Hizballah's opponents say that as time passes, resentments toward Nasrallah are likely to build. That may be the main reason that Hizballah is again girding for war. The next round could be even uglier. While most of the other communities still have stockpiles of arms stashed away from the days of the civil war, Hizballah's force is stronger and better organized than its rivals, say Beirut-based diplomats. But the various players in Lebanon may find outside backers. The Christians could again find support from the Israelis; and the Saudis, who are alarmed at the growing Shi'ite influence in Lebanon through Hizballah, may find Sunni militias to bankroll. Sunni jihadists may also join the fray, turning Lebanon into a mini-Iraq. Lebanese intelligence recently broke up a ring of 200 Syrian-backed Islamists holed up in a Palestinian refugee camp who had a hit list of 36 Lebanese politicians.

Posters of Nasrallah, usually grinning, may crop up everywhere, but the cleric himself is still deep in hiding. During the summer's fighting, the Israelis made no secret that they were trying to assassinate him. Western diplomats in Beirut say they are trying to persuade the Israelis that killing the Hizballah boss is no longer a good idea. His murder could spark reprisals across the Middle East. Hizballah has ways of taking revenge. After Israelis targeted a previous Hizballah leader in 1992, the militia blew up the Israeli embassy in Buenos Aires.

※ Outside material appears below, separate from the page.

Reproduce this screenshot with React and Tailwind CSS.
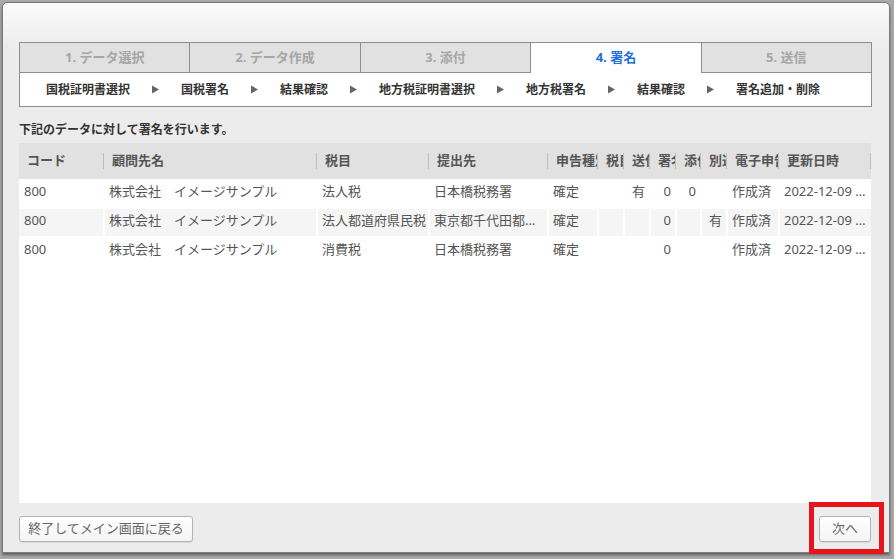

Should Nasrallah be killed, Israeli missions today would be similarly at risk--as would U.S. interests around the world. But these sources say that the Israelis may be willing to court that danger if they have a chance to take out Nasrallah, whom they view as a particularly clever and dangerous enemy. The damage that Lebanon and the Middle East will face if another war breaks out could make the destruction caused by Hizballah and Israel last summer look like a brisk whirlwind by comparison.